Jungmannovo Square (Jungmannovo náměstí) is an intimate space in the heart of the city with remarkably multi-layered architectural history. In the 13th century, this was one of the many historical crossroads in front of the Old Town walls. It gained prominence with the founding of the New Town in 1348. Emperor Charles IV had big plans for the crossroads. The whole space was to be dominated by the Church of Our Lady of the Snows, whose size and height would outdo St. Vitus Cathedral and would thus form the backdrop to today’s Národní třída. In the end, only a part of the church was built, and of this, only the high choir was left at the end of the Hussite wars. Even today, though, we can imagine the dimensions of the planned church: archaeological research has shown that the front of the church would have been in the place where the statue of Josef Jungmann stands today. The reign of Charles IV is also associated with the founding of the neighbouring Franciscan Gardens, which, as if by miracle, still survive to this day. The entrance to the former Gothic gardens is in a corner of the Square and is so inconspicuous that only those who know about the hidden gardens can find them.
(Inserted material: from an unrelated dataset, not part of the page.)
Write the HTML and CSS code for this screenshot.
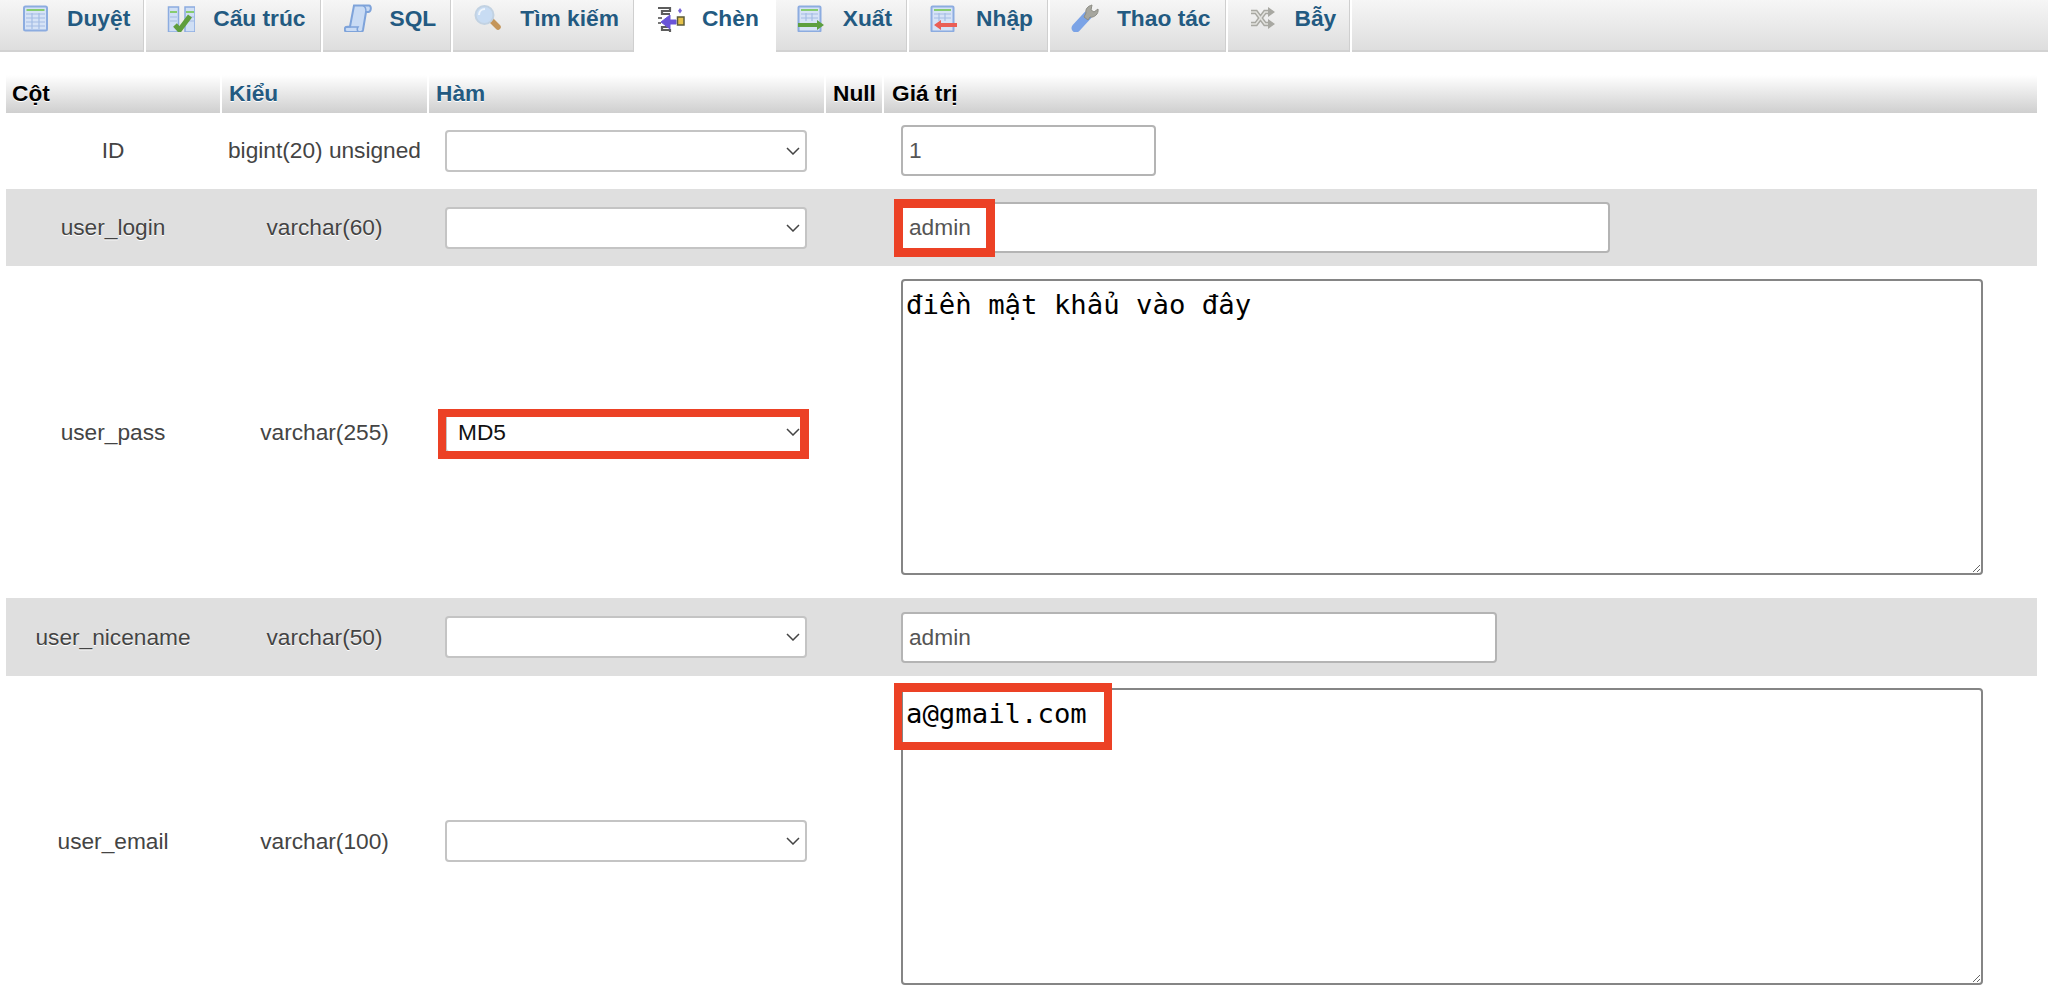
FILE: index.html
```html
<!DOCTYPE html>
<html lang="vi">
<head>
<meta charset="utf-8">
<title>phpMyAdmin - Chèn</title>
<link rel="stylesheet" href="styles.css">
</head>
<body>
<nav class="tabs">
  <a class="tab first">
    <svg class="ico" viewBox="0 0 28 28"><rect x="3" y="2.500" width="23" height="24" rx="1.500" fill="#d6e3f6" stroke="#8cace0" stroke-width="2"/><rect x="5.500" y="5" width="18" height="2" fill="#86cc70"/><path d="M5 10h19M5 14h19M5 18h19M5 22h19M11 9v16M18 9v16" stroke="#a3bce4" stroke-width="1.200"/></svg>
    <span>Duyệt</span>
  </a>
  <a class="tab">
    <svg class="ico" viewBox="0 0 28 28"><rect x="1.500" y="3" width="10" height="25" fill="#d0dff5" stroke="#8cace0" stroke-width="1.500"/><rect x="18" y="3" width="10" height="25" fill="#d0dff5" stroke="#8cace0" stroke-width="1.500"/><path d="M3 8h7M19 8h8" stroke="#86cc70" stroke-width="2"/><path d="M3 13h7M3 17h7M19 13h8M19 17h8" stroke="#a3bce4" stroke-width="1.200"/><path d="M8 21l4.500 5L23 12" fill="none" stroke="#5f9e3d" stroke-width="5"/></svg>
    <span>Cấu trúc</span>
  </a>
  <a class="tab">
    <svg class="ico" viewBox="0 0 28 28"><path d="M10 1.500h15c2.500 0 2.500 6-.5 6.500H22l-3 18c-.3 1.500-1 2-2.500 2H3c-2.500 0-3-4-1-5l4-.5z" fill="#c9dbf4" stroke="#7ea3da" stroke-width="2"/><path d="M19 1.500c3 1 3 5 3 6.500M2 23h12c-1 1.500-1 3.500.5 5" fill="none" stroke="#7ea3da" stroke-width="1.500"/></svg>
    <span>SQL</span>
  </a>
  <a class="tab">
    <svg class="ico" viewBox="0 0 28 28"><path d="M16 15l8 8" stroke="#c4955a" stroke-width="5.500" stroke-linecap="round"/><circle cx="10.500" cy="11" r="9" fill="#c8dcf3" stroke="#c2d2e2" stroke-width="2"/><path d="M5 11c0-4 3-6 6-6" fill="none" stroke="#eef5fc" stroke-width="2"/></svg>
    <span>Tìm kiếm</span>
  </a>
  <a class="tab active">
    <svg class="ico" viewBox="0 0 28 28"><path d="M1 4h12v3H5v3h8M1 29h12v-3H5v-3h8" fill="none" stroke="#5d5d5d" stroke-width="2.200"/><path d="M1 14h4M1 19h3" stroke="#777" stroke-width="2"/><path d="M19 16h-6v-5l-9 7 9 7v-5h6z" fill="#6a55d8" stroke="#6a55d8"/><rect x="20.500" y="13" width="6.500" height="8" fill="#e6c24a" stroke="#5b5b3a" stroke-width="1.500"/><path d="M23 4l2 2.800L23 9.500l-2-2.700z" fill="#7a66d8"/></svg>
    <span>Chèn</span>
  </a>
  <a class="tab">
    <svg class="ico" viewBox="0 0 28 28"><rect x="1.500" y="2.500" width="22" height="25" rx="1" fill="#d6e3f6" stroke="#8cace0" stroke-width="2"/><rect x="4" y="5" width="17" height="2" fill="#86cc70"/><path d="M4 10h17M4 14h17M9 9v8M15 9v8" stroke="#a3bce4" stroke-width="1.200"/><path d="M1 19h19v-3l7 5-7 5v-3H1z" fill="#5d9f3f"/></svg>
    <span>Xuất</span>
  </a>
  <a class="tab">
    <svg class="ico" viewBox="0 0 28 28"><rect x="1.500" y="2.500" width="22" height="25" rx="1" fill="#d6e3f6" stroke="#8cace0" stroke-width="2"/><rect x="4" y="5" width="17" height="2" fill="#86cc70"/><path d="M4 10h17M4 14h17M9 9v8M15 9v8" stroke="#a3bce4" stroke-width="1.200"/><path d="M27 19H11v-3l-7 5 7 5v-3h16z" fill="#ea5f56"/></svg>
    <span>Nhập</span>
  </a>
  <a class="tab">
    <svg class="ico" viewBox="0 0 28 28"><path d="M5 24L17 11" stroke="#7ba3e6" stroke-width="9" stroke-linecap="round"/><path d="M15 9c-1-4 2-7 6-8l-1 5 3 2 4-3c1 5-4 9-8 8l-2 3-4-3z" fill="#a6a69e" stroke="#8d8d85"/></svg>
    <span>Thao tác</span>
  </a>
  <a class="tab last-tab">
    <svg class="ico" viewBox="0 0 28 28"><path d="M2 8h5l9 12h4M2 20h5l9-12h4" fill="none" stroke="#a8a8a2" stroke-width="4.500"/><path d="M2 8h5l9 12h4M2 20h5l9-12h4" fill="none" stroke="#e2e2de" stroke-width="1.500"/><path d="M19 3l7 5-7 5zM19 15l7 5-7 5z" fill="#a8a8a2"/></svg>
    <span>Bẫy</span>
  </a>
</nav>

<main class="content">
  <table class="grid">
    <colgroup>
      <col class="c-col"><col class="c-type"><col class="c-fn"><col class="c-null"><col class="c-val">
    </colgroup>
    <thead>
      <tr>
        <th class="tight">Cột</th>
        <th class="link">Kiểu</th>
        <th class="link">Hàm</th>
        <th>Null</th>
        <th class="last">Giá trị</th>
      </tr>
    </thead>
    <tbody>
      <tr class="r-id">
        <td class="txt">ID</td>
        <td class="txt">bigint(20) unsigned</td>
        <td class="fn"><div class="sel"><select aria-label="Hàm"><option></option></select><svg class="chev" viewBox="0 0 14 8"><path d="M1 1l6 6 6-6"/></svg></div></td>
        <td></td>
        <td class="val"><input class="in w-id" value="1"></td>
      </tr>
      <tr class="r-login alt">
        <td class="txt">user_login</td>
        <td class="txt">varchar(60)</td>
        <td class="fn"><div class="sel"><select aria-label="Hàm"><option></option></select><svg class="chev" viewBox="0 0 14 8"><path d="M1 1l6 6 6-6"/></svg></div></td>
        <td></td>
        <td class="val"><div class="anchor w-login"><input class="in w-full" value="admin"><span class="mark m-login"></span></div></td>
      </tr>
      <tr class="r-pass">
        <td class="txt">user_pass</td>
        <td class="txt">varchar(255)</td>
        <td class="fn"><div class="sel"><select aria-label="Hàm"><option>MD5</option></select><svg class="chev" viewBox="0 0 14 8"><path d="M1 1l6 6 6-6"/></svg><span class="mark m-md5"></span></div></td>
        <td></td>
        <td class="val area-pass"><textarea class="ta ta-pass">điền mật khẩu vào đây</textarea></td>
      </tr>
      <tr class="r-nice alt">
        <td class="txt">user_nicename</td>
        <td class="txt">varchar(50)</td>
        <td class="fn"><div class="sel"><select aria-label="Hàm"><option></option></select><svg class="chev" viewBox="0 0 14 8"><path d="M1 1l6 6 6-6"/></svg></div></td>
        <td></td>
        <td class="val"><input class="in w-nice" value="admin"></td>
      </tr>
      <tr class="r-email">
        <td class="txt">user_email</td>
        <td class="txt">varchar(100)</td>
        <td class="fn"><div class="sel"><select aria-label="Hàm"><option></option></select><svg class="chev" viewBox="0 0 14 8"><path d="M1 1l6 6 6-6"/></svg></div></td>
        <td></td>
        <td class="val area-email"><div class="anchor"><textarea class="ta ta-email">a@gmail.com</textarea><span class="mark m-email"></span></div></td>
      </tr>
    </tbody>
  </table>
</main>
</body>
</html>
```

FILE: styles.css
```css
* { box-sizing: border-box; }

html, body {
  margin: 0;
  padding: 0;
  background: #fff;
}

body {
  height: 1008px;
  overflow: hidden;
  font-family: "Liberation Sans", Arial, sans-serif;
  font-size: 22.7px;
  color: #444;
}

/* top tab bar */
.tabs {
  display: flex;
  height: 52px;
  background: linear-gradient(#f6f6f6, #dedede);
  border-bottom: 2px solid #d2d2d2;
}

.tab {
  display: flex;
  align-items: flex-start;
  gap: 18px;
  height: 52px;
  padding: 4px 15px 0 21px;
  border-right: 2px solid #fff;
  box-shadow: inset -1px 0 0 #cfcfcf;
  color: #235a81;
  font-size: 22.75px;
  font-weight: bold;
  line-height: 28px;
  white-space: nowrap;
}

.tab.first { padding-right: 14px; }
.tab.last-tab { padding-right: 14px; }

.tab.active {
  background: #fff;
  border-right: 0;
  box-shadow: none;
  margin-bottom: -2px;
  padding-right: 17px;
  gap: 17px;
}

.ico {
  display: block;
  flex: none;
  width: 28px;
  height: 28px;
  filter: blur(0.4px);
}

/* insert form table */
.content {
  padding: 23px 0 0 6px;
}

.grid {
  width: 2031px;
  table-layout: fixed;
  border-collapse: separate;
  border-spacing: 0;
}

.c-col { width: 216px; }
.c-type { width: 207px; }
.c-fn { width: 397px; }
.c-null { width: 58px; }
.c-val { width: 1153px; }

th {
  height: 38px;
  padding: 0 0 2px 7px;
  background: linear-gradient(#ffffff, #cfcfcf);
  border-right: 2px solid #fff;
  color: #000;
  font-weight: bold;
  text-align: left;
  text-shadow: 0 1px 0 #fff;
  vertical-align: middle;
}

th.tight { padding-left: 6px; }
th.link { color: #235a81; }
th.last { border-right: 0; padding-left: 8px; }

td {
  padding: 0;
  vertical-align: middle;
}

.r-id { height: 76px; }
.r-id td { padding-bottom: 1px; }
.r-login { height: 77px; }
.r-pass { height: 332px; }
.r-nice { height: 78px; }
.r-email { height: 330px; }

.alt td { background: #dfdfdf; }

.txt {
  padding-right: 2px;
  text-align: center;
  text-shadow: 0 1px 0 #fff;
}

.fn { padding-left: 16px; }
.val { padding-left: 17px; }

.area-pass { padding: 13px 0 23px 17px; }
.area-email { padding: 12px 0 0 17px; vertical-align: top; }

/* controls */
.sel {
  position: relative;
  width: 362px;
  height: 42px;
}

select {
  display: block;
  width: 100%;
  height: 100%;
  padding: 0 40px 0 11px;
  appearance: none;
  -webkit-appearance: none;
  background: #fff;
  border: 2px solid #c4c4c4;
  border-radius: 4px;
  color: #111;
  font: 22.7px "Liberation Sans", Arial, sans-serif;
  outline: 0;
}

.chev {
  position: absolute;
  top: 17px;
  right: 7px;
  width: 14px;
  height: 8px;
  fill: none;
  stroke: #444;
  stroke-width: 1.5;
}

.in {
  display: block;
  height: 51px;
  padding: 0 6px;
  background: #fff;
  border: 2px solid #b4b4b4;
  border-radius: 4px;
  color: #555;
  font: 22.7px "Liberation Sans", Arial, sans-serif;
  outline: 0;
}

.w-id { width: 255px; }
.w-full { width: 100%; }
.w-nice { width: 596px; }

.anchor { position: relative; }
.w-login { width: 709px; }

.ta {
  display: block;
  width: 1082px;
  padding: 8px 3px 3px;
  background: #fff;
  border: 2px solid #858585;
  border-radius: 4px;
  color: #000;
  font: 27.3px/1.2 "DejaVu Sans Mono", monospace;
  outline: 0;
  resize: both;
}

.ta-pass { height: 296px; }
.ta-email { height: 297px; }

/* red annotation frames drawn over the screenshot */
.mark {
  position: absolute;
  display: block;
  border: 9px solid #ec4125;
  pointer-events: none;
}

.m-login {
  left: -7px;
  top: -3px;
  width: 101px;
  height: 58px;
}

.m-md5 {
  left: -7px;
  top: -2px;
  width: 371px;
  height: 50px;
  border-width: 8px 9px 8px 8px;
}

.m-email {
  left: -7px;
  top: -5px;
  width: 218px;
  height: 67px;
  border-width: 9px 8px 8px 8px;
}
```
The Square underwent a significant change in the 20th century. In view of the rising importance of bulwarks on the ramparts, the quiet little square found itself at the epicentre of the development of modern Prague. The key urbanist event was the building of the statue of Josef Jungmann, who was a major figure in the Czech National Revival. This event transformed the little square into a full-fledged metropolitan space which would eventually sport major structures on its perimeter.
The buildings in the square and its vicinity are a fascinating example of the dynamic architectural metamorphoses during the early decades of the 20th century. The Neo-Baroque building at the head of Národní třída shows the confidence and taste of the rich burghers, who around 1900 looked to Vienna and Paris for inspiration for their buildings. The slightly younger austere brick Mozateum building by the founder of Czech modern architecture, Jan Kotěra, which is on Jungmanova Street is one of the major examples of the birth of local modern architecture. On the other hand, the sculptural stone facade of the Adria Palace is a curious case in the search for a “national style“, following the founding of Czechoslovakia in 1918. And finally, the ARA Palace (formerly Perla Department Store) situated at the corner and built between the 1920s and 1930s, marks the final victory of Functionalism, which became synonymous with inter-war progress and democracy.